PROBLEM REQUIREMENTS
Copy out each line below that has the word "html" in it.

DATASET EXTRACT

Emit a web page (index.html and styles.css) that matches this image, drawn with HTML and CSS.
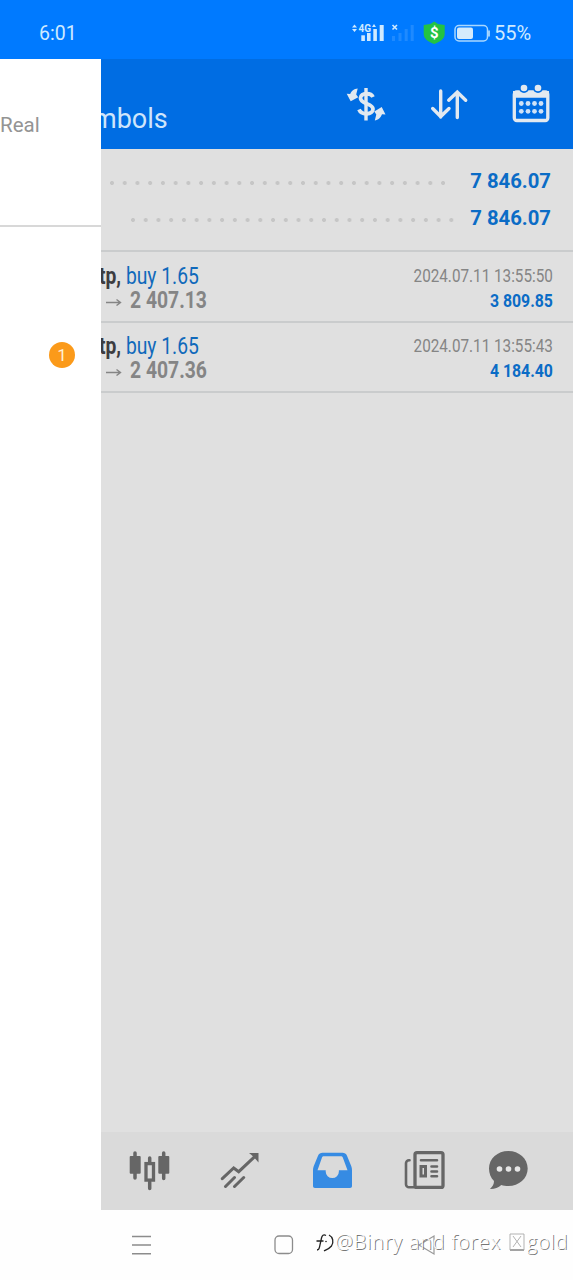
FILE: index.html
```
<!DOCTYPE html>
<html lang="en">
<head>
  <meta charset="UTF-8">
  <title>History</title>
  <link rel="stylesheet" href="styles.css">
</head>
<body>
  <div class="status-bar">
    <span class="time">6:01</span>
    <svg class="status-icons" width="142" height="30" viewBox="0 0 142 30">
      <g fill="#cfeaff">
        <path d="M2 9.500L4.500 6.500L7 9.500zM2 11L7 11L4.500 14z"/>
        <path d="M22 9l2-3 2 3z"/>
        <rect x="11.300" y="17.300" width="3.600" height="5.700"/>
        <rect x="17" y="15" width="3.600" height="8"/>
        <rect x="23.300" y="11" width="3.600" height="12"/>
        <rect x="29.700" y="7" width="4" height="16"/>
        <text x="8.500" y="13.500" class="network">4G</text>
      </g>
      <path d="M42.500 7l4.500 4.500M47 7l-4.500 4.500" stroke="#cfeaff" stroke-width="1.600"/>
      <g fill="#1f8aff">
        <rect x="42" y="18" width="3" height="5"/>
        <rect x="48.500" y="15" width="3" height="8"/>
        <rect x="54.700" y="11" width="3" height="12"/>
        <rect x="60.700" y="7" width="3" height="16"/>
      </g>
      <path d="M84.200 3.500l3.800 2.500 6.700 1v9c0 5-5 8-10.500 10-5.500-2-10.500-5-10.500-10v-9l6.700-1z" fill="#23c343"/>
      <text x="84.200" y="20" class="shield-text">$</text>
      <rect x="105" y="7.500" width="32.500" height="15.500" rx="4" fill="none" stroke="#a9d8ff" stroke-width="1.500"/>
      <rect x="107" y="9.500" width="16" height="11.500" rx="2" fill="#d5ebfc"/>
      <path d="M139 12.500v6" stroke="#a9d8ff" stroke-width="1.800"/>
    </svg>
    <span class="battery">55%</span>
  </div>

  <div class="app">
    <aside class="drawer">
      <div class="account">Real</div>
      <div class="menu"><span class="badge">1</span></div>
    </aside>

    <main class="main">
      <header class="header">
        <h1>mbols</h1>
        <svg class="icon-currency" width="44" height="44" viewBox="0 0 44 44">
          <g fill="none" stroke="#e2e9f0">
            <path d="M22 6v32.500" stroke-width="3.400"/>
            <path d="M29 15c-2-4.500-12.500-4.500-12.500 1 0 6.500 12.500 5 12.500 11 0 6-11.500 6.500-14 .5" stroke-width="3.800"/>
          </g>
          <path d="M13.700 6.500l-1.500 6 2 2.800-7.500 4-4-7.500 3.500.2c1-3 4-5.300 7.500-5.500z" fill="#e2e9f0"/>
          <path d="M30.800 38.500l1.500-6-2-3 7.400-4.500 3.800 7.500-3.500-.2c-1 3-4 6-7.200 6.200z" fill="#e2e9f0"/>
        </svg>
        <svg class="icon-sort" width="44" height="44" viewBox="0 0 44 44">
          <path d="M13.700 9v26M5.700 26.500l8 8 8.300-8M30.300 35.500V10M21.700 18.200l8.600-8.200 8.400 8.200" fill="none" stroke="#e2e9f0" stroke-width="3.400" stroke-linecap="round"/>
        </svg>
        <svg class="icon-calendar" width="44" height="44" viewBox="0 0 44 44">
          <rect x="5.300" y="10" width="33.500" height="28.500" rx="2.500" fill="none" stroke="#e2e9f0" stroke-width="3.300"/>
          <path d="M4 9h36v6.700H4z" fill="#e2e9f0"/>
          <circle cx="15" cy="6" r="5" fill="#006de3"/>
          <circle cx="29" cy="6" r="5" fill="#006de3"/>
          <g fill="#e2e9f0">
            <circle cx="15" cy="6" r="3.300"/><circle cx="29" cy="6" r="3.300"/>
          </g>
          <g fill="#cfe2f7">
            <circle cx="12.300" cy="21.500" r="2.400"/><circle cx="19" cy="21.500" r="2.400"/><circle cx="25.500" cy="21.500" r="2.400"/><circle cx="32" cy="21.500" r="2.400"/>
            <circle cx="12.300" cy="29.300" r="2.400"/><circle cx="19" cy="29.300" r="2.400"/><circle cx="25.500" cy="29.300" r="2.400"/><circle cx="32" cy="29.300" r="2.400"/>
          </g>
        </svg>
      </header>

      <section class="summary">
        <div class="summary-row profit"><span class="dots"></span><b>7 846.07</b></div>
        <div class="summary-row balance"><span class="dots"></span><b>7 846.07</b></div>
      </section>

      <section class="deal">
        <div class="deal-left">
          <div class="deal-name"><b>tp,</b> buy 1.65</div>
          <div class="deal-price"><svg width="16" height="10" viewBox="0 0 16 10"><path d="M0 6.500h14M10.500 3.500l4 3-4 3" fill="none" stroke="#858585" stroke-width="1.400"/></svg><span>2 407.13</span></div>
        </div>
        <div class="deal-right">
          <div class="deal-time">2024.07.11 13:55:50</div>
          <div class="deal-profit">3 809.85</div>
        </div>
      </section>
      <section class="deal">
        <div class="deal-left">
          <div class="deal-name"><b>tp,</b> buy 1.65</div>
          <div class="deal-price"><svg width="16" height="10" viewBox="0 0 16 10"><path d="M0 6.500h14M10.500 3.500l4 3-4 3" fill="none" stroke="#858585" stroke-width="1.400"/></svg><span>2 407.36</span></div>
        </div>
        <div class="deal-right">
          <div class="deal-time">2024.07.11 13:55:43</div>
          <div class="deal-profit">4 184.40</div>
        </div>
      </section>

      <nav class="tabs">
        <svg class="tab-quotes" width="44" height="44" viewBox="0 0 44 44">
          <g stroke="#666" stroke-width="3.500" stroke-linecap="round">
            <path d="M8 5v25M22.700 10v5M22.700 34v6.500M36.700 5v25.500"/>
          </g>
          <rect x="2.700" y="8" width="11" height="17.800" rx="1" fill="#666"/>
          <rect x="31.300" y="8" width="11" height="17.800" rx="1" fill="#666"/>
          <rect x="19" y="15.600" width="7.500" height="16.500" fill="none" stroke="#666" stroke-width="3.300"/>
        </svg>
        <svg class="tab-trade" width="44" height="44" viewBox="0 0 44 44">
          <path d="M4.300 30.700L15.700 20l5 3.700L37 8.300M7.500 38.500l9-9M16.500 38.500l9.200-9" fill="none" stroke="#666" stroke-width="3" stroke-linecap="round"/>
          <path d="M31 5h9.500v9.500l-3-3.500-4-4z" fill="#666"/>
        </svg>
        <svg class="tab-history" width="44" height="44" viewBox="0 0 44 44">
          <path fill-rule="evenodd" fill="#368be3" d="M12.500 4.700h20c2 0 3.500.8 4.500 3l4.300 10.500c.5 1.500.7 2.500.7 4V38c0 1.300-.7 2-2 2H5c-1.300 0-2-.7-2-2V22.200c0-1.500.2-2.500.7-4L8 7.700c1-2.200 2.500-3 4.500-3zM14 8.300c-1 0-1.700.4-2 1.200L7.500 22.200h8.200v1.300a6.600 6.600 0 0 0 13.200 0v-1.300h8.600L32.800 9.500c-.3-.8-1-1.200-2-1.200z"/>
        </svg>
        <svg class="tab-news" width="44" height="44" viewBox="0 0 44 44">
          <g fill="none" stroke="#666" stroke-linecap="round">
            <rect x="12" y="4.600" width="28" height="34.800" rx="2" stroke-width="3.300"/>
            <path d="M6.500 12.300H6a3 3 0 0 0-3 3v21a3 3 0 0 0 3 3h6" stroke-width="2.600"/>
            <path d="M18 12.300h16M28.500 18.500h5.500M28.500 23.500h5.500M28.500 28.300h5.500" stroke-width="2.600"/>
            <rect x="18" y="18.500" width="4.500" height="9.500" stroke-width="3"/>
          </g>
        </svg>
        <svg class="tab-messages" width="44" height="44" viewBox="0 0 44 44">
          <path fill="#666" d="M22.300 3C33 3 41.700 10.500 41.700 20.500S33 38 22.300 38c-2.500 0-5-.4-7-1-3 2.700-7 4.200-11.300 4 2.700-2.500 4-5 4-8-3.200-3.200-5-7.500-5-12.500C3 10.500 11.600 3 22.300 3z"/>
          <g fill="#e6e6e6"><circle cx="13.500" cy="21" r="2.800"/><circle cx="22.500" cy="21" r="2.800"/><circle cx="31.500" cy="21" r="2.800"/></g>
        </svg>
      </nav>
    </main>
  </div>

  <footer class="system-nav">
    <svg class="sys-menu" width="22" height="22" viewBox="0 0 22 22"><path d="M1 2.500h19M1 11h19M1 19.700h19" stroke="#8c8c8c" stroke-width="1.400"/></svg>
    <svg class="sys-home" width="22" height="22" viewBox="0 0 22 22"><rect x="2" y="2" width="17.500" height="17.500" rx="4" fill="none" stroke="#8c8c8c" stroke-width="1.300"/></svg>
    <svg class="sys-back" width="22" height="22" viewBox="0 0 22 22"><path d="M18 2v18L3 11z" fill="none" stroke="#999" stroke-width="1.200"/></svg>
    <div class="watermark">
      <svg width="20" height="24" viewBox="0 0 20 24"><path d="M11 5.500c-2.500-1.500-4 0-4.500 2.500L4.500 17c-.3 2-1 3-2.500 3M1.500 11h7M14 5c4 2 5 7 2.500 11-2 2.500-4.500 3.500-7.500 5" fill="none" stroke="#222" stroke-width="1.300"/><circle cx="11" cy="11.500" r=".8" fill="#222"/></svg>
      <span>@Binry and forex </span>
      <svg class="glyph" width="16" height="18" viewBox="0 0 16 18"><path d="M1 17h14" fill="none" stroke="#666" stroke-width="1.200"/><path d="M1 17V1h14v16M4 3l8 11M12 3L4 14" fill="none" stroke="#aaa" stroke-width=".9"/></svg>
      <span>gold</span>
    </div>
  </footer>
</body>
</html>
```
FILE: styles.css
```
* {
  box-sizing: border-box;
}
body {
  margin: 0;
  width: 573px;
  height: 1280px;
  overflow: hidden;
  display: flex;
  flex-direction: column;
  font-family: Roboto, "Liberation Sans", sans-serif;
  background-color: #fefefe;
}
svg {
  display: block;
  flex-shrink: 0;
}
.status-bar {
  height: 59px;
  display: flex;
  align-items: center;
  padding: 8px 39px 0 39px;
  background-color: #007aff;
  color: #cfeaff;
  font-size: 20px;
}
.time {
  font-size: 19.500px;
}
.status-icons {
  margin: -1px 0 0 auto;
}
.network {
  font-size: 10px;
  font-weight: 700;
}
.shield-text {
  font-size: 15px;
  font-weight: 700;
  fill: #fff;
  text-anchor: middle;
}
.battery {
  width: 40px;
  margin: -1px 0 0 2px;
}
.app {
  height: 1151px;
  display: flex;
}
.drawer {
  width: 101px;
  background-color: #fff;
}
.account {
  height: 168px;
  padding-top: 53px;
  border-bottom: 2px solid #d8d8d8;
  font-size: 20.500px;
  line-height: 26px;
  color: #949494;
}
.menu {
  padding: 115px 26px 0 0;
}
.badge {
  display: block;
  width: 26px;
  height: 26px;
  margin-left: auto;
  border-radius: 50%;
  background-color: #fb9a1a;
  color: #fff0d4;
  font-size: 17px;
  line-height: 26px;
  text-align: center;
}
.main {
  width: 472px;
  overflow: hidden;
  display: flex;
  flex-direction: column;
  background-color: #e0e0e0;
}
.header {
  height: 90px;
  flex-shrink: 0;
  display: flex;
  align-items: center;
  padding-right: 20px;
  background-color: #006de3;
}
.header h1 {
  width: 80px;
  margin: 30px auto 0 -8px;
  font-size: 27px;
  font-weight: 400;
  line-height: 32px;
  color: #cfe5fb;
}
.icon-currency {
  margin-right: 39px;
}
.icon-sort {
  margin-right: 38px;
}
.summary {
  height: 103px;
  padding: 13px 22px 0 0;
  border-bottom: 2px solid #cacccd;
}
.summary-row {
  height: 37px;
  display: flex;
  align-items: center;
  justify-content: space-between;
  font-size: 20.300px;
  color: #0b6cc6;
}
.dots {
  height: 4px;
  background: radial-gradient(circle at 2px 2px, #c6c6c6 1.700px, transparent 2.300px) 0 0 / 12.740px 4px;
}
.profit .dots {
  width: 336px;
  margin: 5px 0 0 9px;
}
.balance .dots {
  width: 323px;
  margin: 5px 0 0 30px;
}
.deal {
  height: 70px;
  display: flex;
  justify-content: space-between;
  padding: 10px 20px 0 0;
  border-bottom: 2px solid #cacccd;
}
.summary + .deal {
  height: 71px;
  padding-top: 11px;
}
/* narrow digits, the list uses a condensed face */
.deal-name,
.deal-price span {
  transform-origin: 0 0;
  white-space: nowrap;
}
.deal-name {
  margin-left: -2px;
  transform: scaleX(.82);
  font-size: 23.500px;
  line-height: 26px;
  color: #1069bb;
}
.deal-name b {
  color: #3c3c40;
}
.deal-price {
  display: flex;
  align-items: center;
  gap: 8px;
  padding-left: 5px;
  font-size: 23px;
  font-weight: 700;
  line-height: 24px;
  color: #858585;
}
.deal-price span {
  transform: scaleX(.84);
}
.deal-right {
  text-align: right;
  padding-top: 1px;
}
.deal-time,
.deal-profit {
  transform: scaleX(.825);
  transform-origin: 100% 0;
  font-size: 18.500px;
  line-height: 25px;
  color: #858585;
}
.deal-profit {
  transform: scaleX(.855);
  font-weight: 700;
  color: #0b6cc6;
}
.tabs {
  height: 78px;
  margin-top: auto;
  display: flex;
  padding: 16px 0 0 26px;
  background-color: #dadada;
}
.tab-trade {
  margin-left: 47px;
}
.tab-history {
  margin-left: 48px;
}
.tab-news {
  margin-left: 49px;
}
.tab-messages {
  margin-left: 39px;
}
.system-nav {
  position: relative;
  height: 70px;
  display: flex;
  align-items: center;
  padding-left: 131px;
}
.sys-home {
  margin-left: 120px;
}
.sys-back {
  margin-left: 121px;
}
.watermark {
  position: absolute;
  left: 315px;
  top: 18px;
  display: flex;
  align-items: center;
  font-family: "Open Sans", "Noto Sans", sans-serif;
  font-size: 20px;
  font-weight: 300;
  line-height: 27px;
  letter-spacing: .7px;
  white-space: pre;
  color: #fff;
  text-shadow: 1px 1px 0 #777;
}
.glyph {
  margin: 0 2px;
}
```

WRITTEN ANSWER
Emit a web page (index.html and styles.css) that matches this image, drawn with HTML and CSS.
FILE: index.html
<!DOCTYPE html>
<html lang="en">
</html>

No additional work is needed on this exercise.